Space Station Batteries Weighing 2.9 Ton Are Falling Down straight On Earth



The International Space Station has detached a large 2.9-ton pallet of batteries that used to power the space station and is now headed straight for Earth.

 

The massive array of discarded batteries was connected to a robotic arm that helped it to be released roughly 265 miles above Earth’s surface.

 

But in case you were wondering that the massive heap of batteries is coming crashing to Earth anytime soon, you’d be surprised to know that this will spend around two to four years in the lower earth orbit (where several other space junk floats) and eventually enter the atmosphere and disintegrate.

 

ISS batteries dump

 

The detachment came right after NASA completed its upgradation of the ISS batteries, replacing the dated 48 nickel-hydrogen batteries with 24 lithium-ion units -- a process that commenced in 2016 but took nearly four years to complete, with the final swap occurring in 2020.

 

Surprisingly, the battery module wasn’t going to be left into the orbit to disintegrate like this. It was actually going to return to Earth, intact aboard the Japanese H-II Transfer Vehicle (HTV). However, it had to be left out after a failed Soyuz launch from 2018 that completely altered spacewalk schedules.

 

Largest object to be dropped by the ISS

 

NASA communications specialist Leah Cheshier said in a statement to Spaceflight Now that this was the largest object, mass-wise, to ever be sent from the ISS, weighing at 2.9 tons.

 

The last big object to be dropped from the ISS was the Early Ammonia Servicing System tank that was jettisoned by spacewalker Clay Anderson during the STS-118 missions in 2007.

 


But this isn’t the largest space debris to fall from the lower-earth orbit into Earth.

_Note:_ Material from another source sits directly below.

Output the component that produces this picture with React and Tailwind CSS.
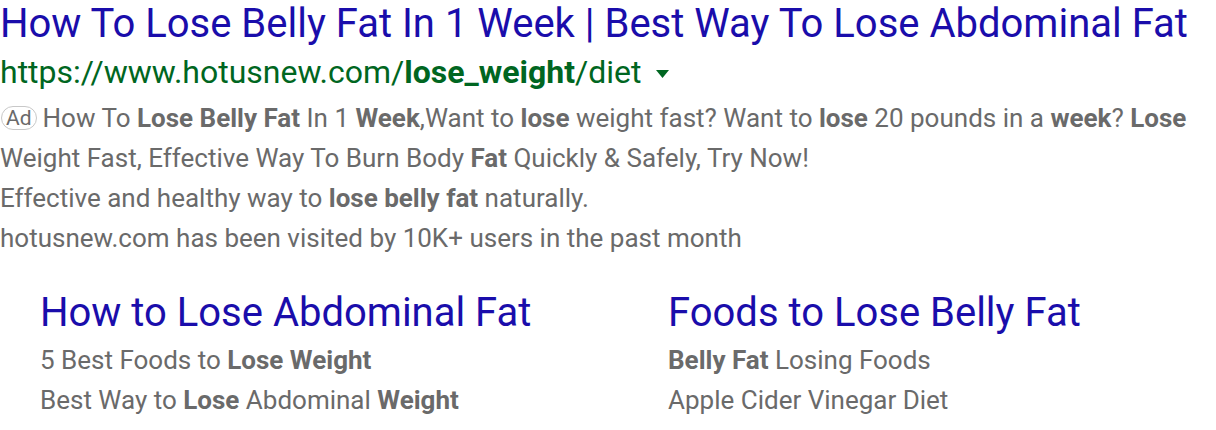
import React from 'react';

const sitelinks = [
  {
    title: 'How to Lose Abdominal Fat',
    lines: [
      <>5 Best Foods to <b className="font-bold">Lose Weight</b></>,
      <>Best Way to <b className="font-bold">Lose</b> Abdominal <b className="font-bold">Weight</b></>,
    ],
  },
  {
    title: 'Foods to Lose Belly Fat',
    lines: [
      <><b className="font-bold">Belly Fat</b> Losing Foods</>,
      <>Apple Cider Vinegar Diet</>,
    ],
  },
];

export default function App() {
  return (
    <div className="w-[1216px] h-[430px] bg-white overflow-hidden font-['Roboto',sans-serif]">
      {/* Headline */}
      <h1 className="text-[40px] leading-[48px] text-[#1a0dab] whitespace-nowrap">
        How To Lose Belly Fat In 1 Week | Best Way To Lose Abdominal Fat
      </h1>

      {/* Display URL */}
      <div className="flex items-center text-[32px] leading-[48px] text-[#006621] whitespace-nowrap">
        <span>
          https://www.hotusnew.com/<b className="font-bold">lose_weight</b>/diet
        </span>
        <svg width="13" height="8" viewBox="0 0 13 8" className="ml-[14px] mt-[4px]">
          <path d="M0 0h13L6.5 8z" fill="#006621" />
        </svg>
      </div>

      {/* Description */}
      <div className="text-[26px] leading-[40px] text-[#6a6a6a] mt-[2px]">
        <p className="whitespace-nowrap">
          <span className="inline-block align-middle mr-[6px] ml-[1px] px-[4px] h-[24px] leading-[22px] text-[21px] border border-[#c8c8c8] rounded-[12px] relative -top-[2px]">
            Ad
          </span>
          How To <b className="font-bold">Lose Belly Fat</b> In 1 <b className="font-bold">Week</b>,Want to{' '}
          <b className="font-bold">lose</b> weight fast? Want to <b className="font-bold">lose</b> 20 pounds in a{' '}
          <b className="font-bold">week</b>? <b className="font-bold">Lose</b>
        </p>
        <p className="whitespace-nowrap">
          Weight Fast, Effective Way To Burn Body <b className="font-bold">Fat</b> Quickly &amp; Safely, Try Now!
        </p>
        <p className="whitespace-nowrap">
          Effective and healthy way to <b className="font-bold">lose belly fat</b> naturally.
        </p>
        <p className="whitespace-nowrap">hotusnew.com has been visited by 10K+ users in the past month</p>
      </div>

      {/* Sitelinks */}
      <div className="grid grid-cols-[628px_1fr] pl-[40px] mt-[28px]">
        {sitelinks.map((s) => (
          <div key={s.title}>
            <h2 className="text-[40px] leading-[54px] text-[#1a0dab] whitespace-nowrap">{s.title}</h2>
            {s.lines.map((l, i) => (
              <p key={i} className="text-[26px] leading-[40px] text-[#6a6a6a] whitespace-nowrap">
                {l}
              </p>
            ))}
          </div>
        ))}
      </div>
    </div>
  );
}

That title has been held by China’s Long March-5B rocket, which took off from Earth on May 11, 2020. What was unique about this rocket was that it didn’t have a second stage detachment, it was all just one whole stage.

 

After conducting its mission, six days later it headed uncontrollably back to Earth -- a nearly 21-ton monstrosity -- something that the Chinese team wasn’t really expecting would happen. Luckily it ended up crashing into the Atlantic Ocean.